These are nets that have been cut loose by fishing vessels, and this floating plastic mesh, which is ruinous for marine life, eventually washes up on shore. Local people collect it and weave it into vivid representations of the animals and corals that the nets themselves destroy. It is a grimly ironic sub-genre of Aboriginal art, and some of the most ambitious ghost-net pieces are here in the collection.

Emily Kam Kngwarray (1914-1996), Mern angerr, 1992. Synthetic polymer paint on canvas. 47⅝ x 119½ in (121 x 303.5 cm). Collection Bérengère Primat, courtesy Fondation Opale, Switzerland. © Emily Kam Kngwarray / DACS 2025. Photo: Vincent Girier Dufournier
‘We brought a ghost-net sculpture and the artists from Erub Island, in the Torres Strait, who created it, to Venice during the Biennale,’ says Primat. ‘They explained that some of the animals that get caught in the nets are their totems. Having the sculptures right there lent political weight to their story.’
Primat is fond of quoting a remark made by the Surrealist André Breton: ‘Love, first of all. Later, there will be time enough to explore what one loves, until nothing about it is left unknown.’ The dictum neatly describes the course of her own relationship with Aboriginal art — and, as it happens, it was made in a preface to a book on Aboriginal art. That book was written by the Czech artist Karel Kupka, who travelled widely in northern Australia in the 1950s, and was among the first Europeans to see the work as something more than an ethnographic curiosity.
For Kupka, indigenous art was a modern phenomenon that demanded attention and respect. He amassed a collection of his own, and gifted a couple of pieces to Breton, presumably as a thank-you for the foreword. Those pieces hung on the wall of Breton’s studio on the Rue Fontaine for the rest of his life.

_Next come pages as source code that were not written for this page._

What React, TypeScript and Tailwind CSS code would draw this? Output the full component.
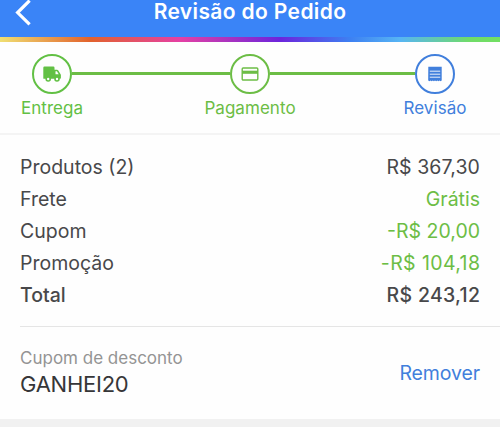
import type { ReactNode } from "react";

type SummaryRow = {
  label: string;
  value: string;
  labelClass?: string;
  valueClass?: string;
};

const rows: SummaryRow[] = [
  { label: "Produtos (2)", value: "R$ 367,30", valueClass: "tracking-[0.1px]" },
  { label: "Frete", value: "Grátis", valueClass: "text-[#6cbd45]" },
  { label: "Cupom", value: "-R$ 20,00", valueClass: "text-[#6cbd45]" },
  {
    label: "Promoção",
    value: "-R$ 104,18",
    valueClass: "text-[#6cbd45] tracking-[0.4px] -mr-[0.4px]",
  },
  {
    label: "Total",
    value: "R$ 243,12",
    labelClass: "font-medium",
    valueClass: "font-medium tracking-[0.3px] -mr-[0.3px]",
  },
];

function TruckIcon() {
  return (
    <svg width="18" height="16" viewBox="0 0 18 16" fill="currentColor">
      <path d="M1.5 0.5H10.3a1.2 1.2 0 0 1 1.2 1.2V3.7H14a1.6 1.6 0 0 1 1.3.7L17.6 8.2a1.5 1.5 0 0 1 .3.9V12a.8.8 0 0 1-.8.8H.9a.6.6 0 0 1-.6-.6V1.7A1.2 1.2 0 0 1 1.5.5Z" />
      <path d="M12.5 5.3h1.4l1.8 2.9h-3.2Z" fill="#fefefe" />
      <circle cx="5.2" cy="13" r="2" fill="#fefefe" stroke="currentColor" strokeWidth="1.6" />
      <circle cx="14" cy="13" r="2" fill="#fefefe" stroke="currentColor" strokeWidth="1.6" />
    </svg>
  );
}

function CardIcon() {
  return (
    <svg width="18" height="14" viewBox="0 0 18 14" fill="none">
      <rect x="1.2" y="1" width="15.6" height="12" rx="1" stroke="currentColor" strokeWidth="1.4" />
      <path d="M1 3.7h16v3.1H1z" fill="currentColor" />
    </svg>
  );
}

function ReceiptIcon() {
  return (
    <svg width="14" height="16" viewBox="0 0 14 16" fill="currentColor">
      <path d="M.3.8H13.7V14.4l-1.1.9-1.1-.9-1.1.9-1.1-.9-1.1.9-1.2-.9-1.1.9-1.1-.9-1.1.9-1.1-.9-1.1.9-1.3-.9Z" />
      <path d="M1.8 5.2H12.2M1.8 8.2H12.2M1.8 11.2H12.2" stroke="#fefefe" strokeWidth="0.9" />
    </svg>
  );
}

function Step({
  label,
  className,
  children,
}: {
  label: string;
  className: string;
  children: ReactNode;
}) {
  return (
    <div className={`flex w-10 shrink-0 flex-col items-center ${className}`}>
      <div className="flex h-10 w-10 items-center justify-center rounded-full border-2 border-current">
        {children}
      </div>
      <span className="mt-0.5 whitespace-nowrap text-[17px] leading-6 tracking-[0.05px]">
        {label}
      </span>
    </div>
  );
}

export default function App() {
  return (
    <main className="flex h-[427px] w-[500px] flex-col overflow-hidden bg-[#fefefe] font-['Inter',sans-serif] text-[#48484a]">
      <header className="grid h-[37px] shrink-0 grid-cols-[1fr_auto_1fr] bg-[#3a84f7] text-white">
        <button aria-label="Voltar" className="ml-[15px] h-[26px] w-[17px]">
          <svg width="17" height="26" viewBox="0 0 17 26" fill="none">
            <path d="M14.6.6 2.6 12.6 14.6 24.4" stroke="currentColor" strokeWidth="3.2" />
          </svg>
        </button>
        <h1 className="whitespace-nowrap text-[21px] font-semibold leading-6 tracking-[0.37px]">
          Revisão do Pedido
        </h1>
      </header>
      <div className="h-[5px] shrink-0 bg-[linear-gradient(90deg,#f0df72_0%,#e2622c_18%,#e540a4_36%,#6c24dc_56%,#3d80f2_70%,#57b5f4_80%,#70dc68_94%,#72df62_100%)]" />

      <nav className="flex h-[93px] shrink-0 items-start border-b-2 border-[#f4f4f4] pl-8 pr-[45px] pt-3">
        <Step label="Entrega" className="text-[#62c044]">
          <TruckIcon />
        </Step>
        <div className="mt-[18px] h-[3px] w-[158px] bg-[#6cbd45]" />
        <Step label="Pagamento" className="text-[#6cbd45]">
          <CardIcon />
        </Step>
        <div className="mt-[18px] h-[3px] flex-1 bg-[#6cbd45]" />
        <Step label="Revisão" className="text-[#417fdc]">
          <ReceiptIcon />
        </Step>
      </nav>

      <dl className="ml-5 h-[192px] shrink-0 border-b border-[#e5e5e5] pr-5 pt-4 text-[19.5px] leading-8">
        {rows.map((row) => (
          <div key={row.label} className="flex justify-between">
            <dt className={row.labelClass}>{row.label}</dt>
            <dd className={row.valueClass}>{row.value}</dd>
          </div>
        ))}
      </dl>

      <section className="flex h-[92px] shrink-0 items-center justify-between px-5">
        <div className="pb-0.5">
          <p className="text-[17px] leading-6 text-[#949494]">Cupom de desconto</p>
          <p className="text-[22px] leading-7 tracking-[-0.25px] text-[#363638]">GANHEI20</p>
        </div>
        <button className="pt-px text-[19.5px] tracking-[-0.1px] text-[#417fdc]">Remover</button>
      </section>
      <div className="flex-1 bg-[#f1f1f1]" />
    </main>
  );
}
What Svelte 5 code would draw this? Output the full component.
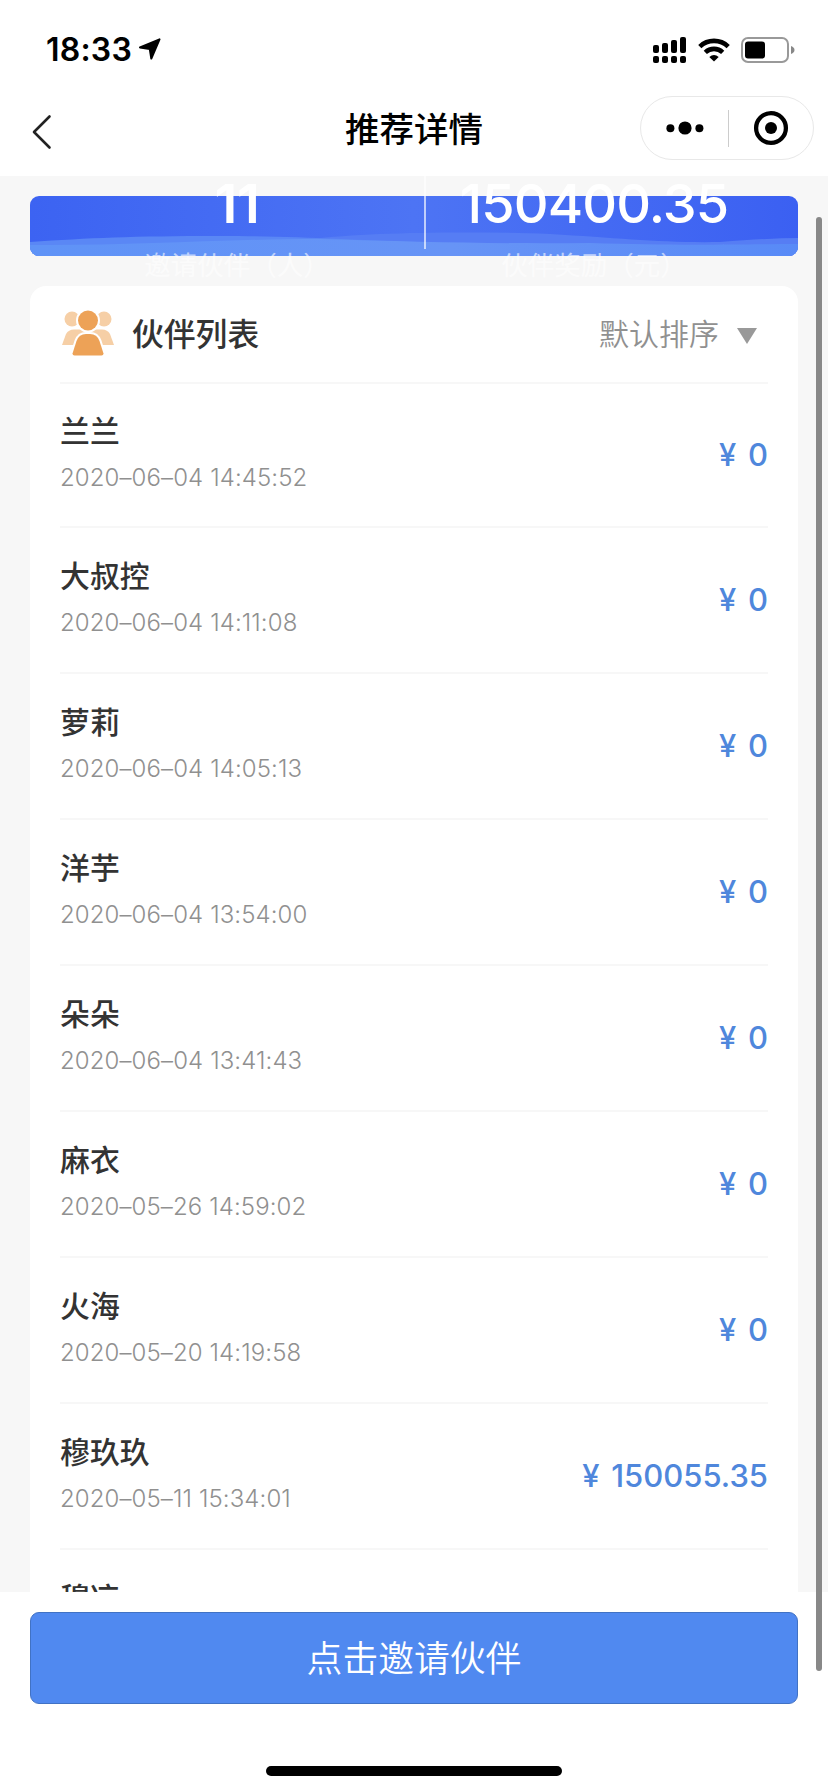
<script lang="ts">
  type Partner = { name: string; time: string; amount: string };

  const stats = { partners: "11", reward: "150400.35" };

  const partners: Partner[] = [
    { name: "兰兰", time: "2020–06–04 14:45:52", amount: "0" },
    { name: "大叔控", time: "2020–06–04 14:11:08", amount: "0" },
    { name: "萝莉", time: "2020–06–04 14:05:13", amount: "0" },
    { name: "洋芋", time: "2020–06–04 13:54:00", amount: "0" },
    { name: "朵朵", time: "2020–06–04 13:41:43", amount: "0" },
    { name: "麻衣", time: "2020–05–26 14:59:02", amount: "0" },
    { name: "火海", time: "2020–05–20 14:19:58", amount: "0" },
    { name: "穆玖玖", time: "2020–05–11 15:34:01", amount: "150055.35" },
    { name: "穆凉", time: "", amount: "" },
  ];

  // heights of the signal bars
  const bars = [8, 10, 13, 16];
</script>

<div class="screen">
  <header class="status-bar">
    <div class="clock">
      <span>18:33</span>
      <svg width="24" height="24" viewBox="0 0 24 24">
        <path d="M2 9.5 L21.5 1.3 L13.3 20.5 L11.8 11 Z" stroke="#000" stroke-width="2" stroke-linejoin="round" />
      </svg>
    </div>
    <div class="indicators">
      <svg width="34" height="28" viewBox="0 0 34 28">
        {#each bars as h, i}
          <rect x={i * 9} y={17 - h} width="6" height={h} rx="2" />
          <rect x={i * 9} y="20" width="6" height="7" rx="2" />
        {/each}
      </svg>
      <svg width="32" height="24" viewBox="0 0 32 24" fill="none" stroke="#000" stroke-width="4.6">
        <path d="M1.8 8.6 A20.5 20.5 0 0 1 30.2 8.6" />
        <path d="M7.3 14.4 A12.6 12.6 0 0 1 24.7 14.4" />
        <path d="M11.3 19 Q16 15.2 20.7 19 L16 23.6 Z" fill="#000" stroke="none" />
      </svg>
      <svg width="54" height="26" viewBox="0 0 54 26">
        <rect x="1" y="1" width="46" height="24" rx="6" fill="none" stroke="#999" stroke-width="2" />
        <rect x="4" y="4.5" width="20" height="17" rx="3" />
        <path d="M50 9 Q53.5 10.5 53.5 13 Q53.5 15.5 50 17 Z" fill="#888" />
      </svg>
    </div>
  </header>

  <nav class="nav-bar">
    <button class="back" aria-label="返回">
      <svg width="20" height="36" viewBox="0 0 20 36" fill="none" stroke="#222" stroke-width="2.6" stroke-linecap="round" stroke-linejoin="round">
        <path d="M17.5 2.5 L2 18 L17.5 33.5" />
      </svg>
    </button>
    <h1>推荐详情</h1>
    <div class="capsule">
      <svg width="38" height="14" viewBox="0 0 38 14">
        <circle cx="4.4" cy="7.3" r="4" />
        <circle cx="19" cy="7" r="6.6" />
        <circle cx="33.4" cy="7.3" r="4" />
      </svg>
      <span class="bar"></span>
      <svg width="36" height="36" viewBox="0 0 36 36">
        <circle cx="18" cy="18" r="14.9" fill="none" stroke="#000" stroke-width="4.3" />
        <circle cx="18" cy="18" r="6" />
      </svg>
    </div>
  </nav>

  <main>
    <section class="banner">
      <svg class="waves" viewBox="0 0 768 60" preserveAspectRatio="none">
        <defs>
          <linearGradient id="sky" x1="0" x2="1" y1="0" y2="0">
            <stop offset="0" stop-color="#3c63f2" />
            <stop offset="0.5" stop-color="#4d74f4" />
            <stop offset="1" stop-color="#3b60f2" />
          </linearGradient>
          <linearGradient id="wave" x1="0" x2="1" y1="0" y2="0">
            <stop offset="0" stop-color="#5f93f7" />
            <stop offset="0.55" stop-color="#6794f6" />
            <stop offset="1" stop-color="#588af7" />
          </linearGradient>
        </defs>
        <rect width="768" height="60" fill="url(#sky)" />
        <path d="M280 43 C340 36 440 35 520 38 C590 42 630 47 690 46 Q740 42 768 42 V60 H280 Z" fill="#567df4" />
        <path d="M0 46 C60 42 100 40 190 40 C270 40 320 44 390 46 V60 H0 Z" fill="#5a87f5" />
        <path d="M0 49 C100 50 190 43 290 43 C390 46 470 48 560 47 C650 50 720 48 768 48 V60 H0 Z" fill="url(#wave)" />
      </svg>
      <div class="stats">
        <div class="stat">
          <strong>{stats.partners}</strong>
          <span>邀请伙伴（人）</span>
        </div>
        <div class="stat reward">
          <strong>{stats.reward}</strong>
          <span>伙伴奖励（元）</span>
        </div>
      </div>
    </section>

    <section class="card">
      <div class="card-head">
        <svg width="52" height="48" viewBox="0 0 52 48">
          <g fill="#f6cfa6">
            <circle cx="10" cy="10" r="7.5" />
            <circle cx="42" cy="10" r="7.5" />
            <path d="M0 36 L4 25 Q6.5 20.5 12 20.5 H40 Q45.5 20.5 48 25 L52 36 Z" />
          </g>
          <g fill="#eda257" stroke="#fff" stroke-width="4" paint-order="stroke">
            <circle cx="26" cy="11.5" r="10" />
            <path d="M10.5 44.5 L14.5 32 Q17 25 24 25 H28 Q35 25 37.5 32 L41.5 44.5 Q41.5 46.5 39.5 46.5 H12.5 Q10.5 46.5 10.5 44.5 Z" />
          </g>
        </svg>
        <h2>伙伴列表</h2>
        <div class="sort">
          <span>默认排序</span>
          <i class="caret"></i>
        </div>
      </div>
      <ul>
        {#each partners as p}
          <li>
            <div class="info">
              <span class="name">{p.name}</span>
              <time>{p.time}</time>
            </div>
            {#if p.amount}
              <span class="amount">¥ {p.amount}</span>
            {/if}
          </li>
        {/each}
      </ul>
    </section>
  </main>

  <footer>
    <button class="invite">点击邀请伙伴</button>
    <div class="home"></div>
  </footer>

  <div class="scrollbar"></div>
</div>

<style>
  :global(body) {
    background: #fff;
  }

  .screen {
    position: relative;
    display: flex;
    flex-direction: column;
    width: 828px;
    height: 1792px;
    overflow: hidden;
    background: #fff;
    color: #000;
    font-family: Inter, "Noto Sans CJK SC", sans-serif;
  }

  .status-bar {
    display: flex;
    justify-content: space-between;
    align-items: center;
    height: 96px;
    padding: 3px 33px 0 46px;
    box-sizing: border-box;
  }

  .clock {
    display: flex;
    align-items: center;
    gap: 6px;
    font-size: 32px;
    font-weight: 600;
    letter-spacing: 0.2px;
  }

  .indicators {
    display: flex;
    align-items: center;
    gap: 11px;
  }

  .nav-bar {
    display: grid;
    grid-template-columns: 1fr auto 1fr;
    align-items: center;
    height: 80px;
    padding: 0 14px 16px 32px;
    box-sizing: border-box;
  }

  button {
    border: 0;
    padding: 0;
    background: none;
    font-family: inherit;
  }

  .back {
    display: flex;
    padding-top: 8px;
  }

  h1 {
    margin: 4px 0 0 -18px;
    font-size: 34.5px;
    font-weight: 500;
    line-height: 60px;
  }

  .capsule {
    justify-self: end;
    display: flex;
    align-items: center;
    justify-content: space-between;
    width: 174px;
    height: 64px;
    padding: 0 24px 0 25px;
    box-sizing: border-box;
    border: 1px solid #e8e8e8;
    border-radius: 32px;
  }

  .capsule .bar {
    width: 1px;
    height: 37px;
    margin-right: 0;
    background: #ccc;
  }

  main {
    height: 1416px;
    padding: 20px 30px 0;
    box-sizing: border-box;
    overflow: hidden;
    background: #f7f7f7;
  }

  .banner {
    position: relative;
    height: 60px;
    margin-bottom: 30px;
  }

  .waves {
    display: block;
    width: 100%;
    height: 100%;
    border-radius: 9px;
  }

  /* the figures spill over both edges of the banner */
  .stats {
    position: absolute;
    top: -27px;
    left: 20px;
    display: flex;
    color: #fff;
  }

  .stat {
    display: flex;
    flex-direction: column;
    align-items: center;
    width: 374px;
  }

  .stat.reward {
    width: 336px;
    height: 80px;
    border-left: 2px solid rgba(255, 255, 255, 0.65);
  }

  .stat strong {
    font-size: 54px;
    font-weight: 600;
    line-height: 70px;
    letter-spacing: -0.3px;
  }

  .stat.reward strong {
    font-weight: 500;
    letter-spacing: -0.9px;
  }

  .stat span {
    font-size: 26.5px;
    line-height: 40px;
    margin-top: 6px;
    white-space: nowrap;
    opacity: 0.6;
  }

  .card {
    padding: 0 30px;
    border-radius: 16px;
    background: #fff;
  }

  .card-head {
    display: flex;
    align-items: center;
    height: 98px;
    padding: 0 11px 2px 2px;
    box-sizing: border-box;
    border-bottom: 2px solid #f7f7f7;
  }

  h2 {
    flex: 1;
    margin: 0 0 3px 18px;
    font-size: 31.8px;
    font-weight: 500;
    color: #333;
  }

  .sort {
    display: flex;
    align-items: center;
    gap: 18px;
    font-size: 30px;
    font-weight: 350;
    color: #909090;
  }

  .sort span {
    margin-bottom: 3px;
  }

  .caret {
    margin-top: 6px;
    border: 10.5px solid transparent;
    border-top: 16px solid #999;
    border-bottom: 0;
  }

  ul {
    margin: 0;
    padding: 0;
    list-style: none;
  }

  li {
    display: flex;
    justify-content: space-between;
    align-items: center;
    height: 146px;
    box-sizing: border-box;
    border-bottom: 2px solid #f7f7f7;
  }

  li:first-child {
    height: 144px;
  }

  .info {
    display: flex;
    flex-direction: column;
    padding-bottom: 4px;
  }

  .name {
    font-size: 29.9px;
    font-weight: 500;
    line-height: 48px;
    color: #333;
  }

  time {
    height: 44px;
    font-size: 24px;
    font-weight: 300;
    line-height: 45px;
    letter-spacing: 0.1px;
    color: #909090;
  }

  .amount {
    margin-bottom: 2px;
    font-size: 31px;
    font-weight: 500;
    word-spacing: 3.5px;
    color: #4f87dc;
  }

  footer {
    display: flex;
    flex-direction: column;
    align-items: center;
    padding-top: 20px;
  }

  .invite {
    width: 768px;
    height: 92px;
    padding-bottom: 4px;
    box-sizing: border-box;
    border: 1px solid #4172c4;
    border-radius: 9px;
    background: #5089f0;
    color: #fff;
    font-size: 35.8px;
    font-weight: 350;
  }

  .home {
    width: 296px;
    height: 10px;
    margin-top: 62px;
    border-radius: 5px;
    background: #000;
  }

  .scrollbar {
    position: absolute;
    top: 217px;
    left: 816px;
    width: 6px;
    height: 1454px;
    border-radius: 3px;
    background: #888;
  }
</style>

So the dialogue between Western and Aboriginal art has been going on for quite a while — something that the foundation is at pains to point out through its exhibition programme. Sally Gabori’s paintings in the present show, for example, share the space with borrowed works by the reclusive mid-century American artist Forrest Bess, whose complex personal cosmology was influenced by what he knew of Aboriginal rituals.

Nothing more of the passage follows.